The district cites having more ninth grade students on track for graduation as evidence that tweaks will make a difference. The recommendation cites some improvement on decreasing the dropout rate and increasing the graduation rate this year.

But results from schools that increase school-level autonomy have not been promising in the past. A report last year from the state found that only three of 18 failing schools across the state granted “innovation status” at the time had made enough progress to make it off of the list of schools facing action for low-performance.

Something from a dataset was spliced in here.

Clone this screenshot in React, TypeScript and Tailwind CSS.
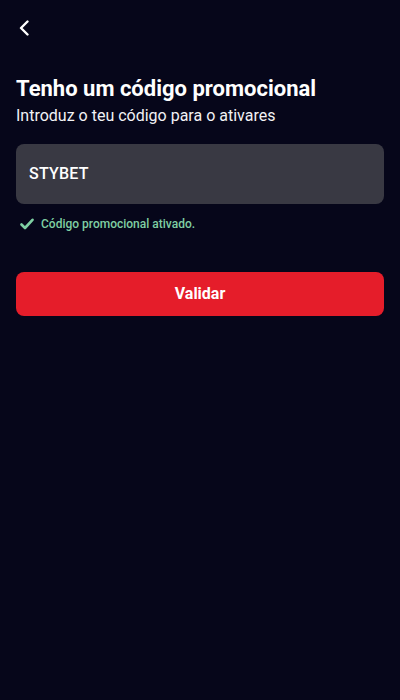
export default function App() {
  return (
    <div
      className="min-h-[700px] w-full bg-[#06061a] px-4 text-white"
      style={{ fontFamily: 'Roboto, "Noto Sans", sans-serif' }}
    >
      {/* topo */}
      <div className="flex h-[56px] items-center">
        <button className="flex h-8 w-8 items-center justify-start pl-[3px] text-white">
          <svg width="11" height="16" viewBox="0 0 11 16" fill="none">
            <path d="M8.5 1.5 L2 8 L8.5 14.5" stroke="white" strokeWidth="2.4" strokeLinecap="round" strokeLinejoin="round" />
          </svg>
        </button>
      </div>

      <h1 className="mt-[19px] text-[22px] font-bold leading-[28px]">Tenho um código promocional</h1>
      <p className="mt-[2px] text-[16px] leading-[22px] text-[#f2f2f5]">Introduz o teu código para o ativares</p>

      <div className="mt-[17px] flex h-[60px] items-center rounded-lg bg-[#393943] px-[13px]">
        <span className="text-[16px] font-medium tracking-[0.2px]">STYBET</span>
      </div>

      <div className="mt-[11px] flex items-center gap-[7px] pl-[4px]">
        <svg width="14" height="12" viewBox="0 0 14 12" fill="none">
          <path d="M1.5 6.5 L5 10 L12.5 1.8" stroke="#7fcfa3" strokeWidth="2.6" strokeLinecap="round" strokeLinejoin="round" />
        </svg>
        <span className="text-[12px] font-medium text-[#7fcfa3]">Código promocional ativado.</span>
      </div>

      <button className="mt-[39px] flex h-[44px] w-full items-center justify-center rounded-lg bg-[#e51d2a] text-[16px] font-bold text-white">
        Validar
      </button>
    </div>
  )
}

The findings called into question whether the autonomy granted made a difference for schools with such low performance.

But in the state recommendation for Central, other possible actions for the school — including closing it or converting it to a charter — were not deemed possible for now.

“Given the size of Aurora Central and the community support behind the current reforms being enacted, the Department recommends full implementation of the innovation zone for at least two years before considering conversion to a charter school,” the recommendation states. “CDE does not recommend school closure, first and foremost, because there is not capacity at other district high schools to serve the 2,172 Aurora Central students.”

The plan also proposes a management role for Mass Insight, a Boston-based company that already has been working under contract with some Aurora schools and helped gather input to draft the original innovation plans. Browne said at the board meeting this month that details of what the company would do are not completely worked out yet.

Documents state the company now would “focus on project management and performance management for innovation implementation.”

“Mass Insight’s responsibility is to support implementation of the innovation plan for Central so it is not directing action at all it’s just supporting the innovation plan,” Browne said. “What that looks like next year is still to be determined.”